The Court “before answer appointed the parties to prepare and lodge minutes on the question of competency of this petition and complaint, and therein to state the course of practice as to the annexing of lists of witnesses to such petitions and complaints.”

After the minutes were lodged, arguing the whole cause, besides stating the practice as to lists of witnesses, the Court resumed the petition.

Lord Balgray.—I consider the petition and complaint to be incompetent.

Lord President.—I am of the same opinion. In so far as we can entertain this petition, criminally, I conceive that the respondent is entitled to the protection of the act 1701, as much as if it were in the Justiciary Court that criminal proceedings were instituted against him.

Lord Mackenzie.—I concur in thinking the respondent entitled to the full benefit of the act 1701, so that, in reference to the accusation brought before the Sheriff, the same party cannot now proceed criminally except according to the form prescribed by that act, by raising new criminal letters. The petitioners maintain that these proceedings being adopted in the Court of Session, the protection of the act 1701 does not apply: but I conceive the words of the act to be subversive of this plea.

So far as the petition contains conclusions of a civil nature I think it ought to be dismissed upon separate grounds. I think the whole should be dismissed out and out.

Lord Gillies concurred in the propriety of dismissing the petition and complaint.

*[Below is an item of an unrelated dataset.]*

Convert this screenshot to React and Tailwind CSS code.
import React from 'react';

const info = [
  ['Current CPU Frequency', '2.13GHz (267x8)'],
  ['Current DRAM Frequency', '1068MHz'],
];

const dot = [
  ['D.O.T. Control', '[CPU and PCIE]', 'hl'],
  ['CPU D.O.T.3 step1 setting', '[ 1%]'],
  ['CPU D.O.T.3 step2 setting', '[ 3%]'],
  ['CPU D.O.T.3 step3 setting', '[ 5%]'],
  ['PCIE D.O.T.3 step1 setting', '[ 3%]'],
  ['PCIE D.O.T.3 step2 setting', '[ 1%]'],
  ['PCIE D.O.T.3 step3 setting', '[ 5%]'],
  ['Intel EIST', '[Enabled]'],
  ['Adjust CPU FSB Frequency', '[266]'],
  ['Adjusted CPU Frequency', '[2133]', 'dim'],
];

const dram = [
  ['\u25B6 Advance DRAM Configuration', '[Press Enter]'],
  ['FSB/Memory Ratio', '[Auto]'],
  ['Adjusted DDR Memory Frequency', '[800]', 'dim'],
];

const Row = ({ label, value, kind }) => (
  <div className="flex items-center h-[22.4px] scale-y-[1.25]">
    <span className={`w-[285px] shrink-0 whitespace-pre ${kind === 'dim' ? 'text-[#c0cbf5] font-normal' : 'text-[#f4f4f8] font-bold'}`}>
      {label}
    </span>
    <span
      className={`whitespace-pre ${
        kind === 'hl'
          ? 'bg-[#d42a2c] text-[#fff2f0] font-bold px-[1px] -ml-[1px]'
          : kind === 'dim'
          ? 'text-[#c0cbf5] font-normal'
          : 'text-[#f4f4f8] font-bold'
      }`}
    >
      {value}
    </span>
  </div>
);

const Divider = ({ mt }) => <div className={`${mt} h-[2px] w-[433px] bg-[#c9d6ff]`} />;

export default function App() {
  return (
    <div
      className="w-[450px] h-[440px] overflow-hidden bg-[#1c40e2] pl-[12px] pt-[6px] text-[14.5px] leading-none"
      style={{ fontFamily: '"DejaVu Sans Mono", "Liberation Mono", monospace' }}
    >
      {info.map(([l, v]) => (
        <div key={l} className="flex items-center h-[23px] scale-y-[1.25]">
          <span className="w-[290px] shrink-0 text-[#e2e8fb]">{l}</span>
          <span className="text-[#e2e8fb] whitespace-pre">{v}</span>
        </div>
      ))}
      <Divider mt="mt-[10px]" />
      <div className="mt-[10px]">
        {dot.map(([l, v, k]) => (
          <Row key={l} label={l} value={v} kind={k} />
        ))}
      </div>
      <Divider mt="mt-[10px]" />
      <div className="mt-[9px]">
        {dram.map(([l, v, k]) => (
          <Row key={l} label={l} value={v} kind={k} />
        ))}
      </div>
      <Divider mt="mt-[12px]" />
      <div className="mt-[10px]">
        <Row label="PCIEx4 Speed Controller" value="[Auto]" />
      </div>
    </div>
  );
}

The Court dismissed the petition as, incompetent, and subjected the petitioners in expenses. *

_________________ Footnote _________________

* Petitioners’ References.—Cases in the printed Acts of Sederunt of Barr and Spence, July 6, 1739; Adie and Shaw, July 28, 1739; Wilson and Phillips, July 12, 1740; Fraser, February 28, 1741; Aitken, February 7 and June 2, 1750; Wells, July 20, 1751; Raeburn, December 20, 1760; Dunbar, February 26, 1762; Marshall, February 11, 1763; Rankin, January 31, 1786; Wright, May 88, 1812; Blair Hunter, March 11 and June 28, 1818; Lyon and Mackenzie, June 10, 1819.

Solicitors: C. F. Davidson, W.S.—J. Cullen, W.S.—Agents.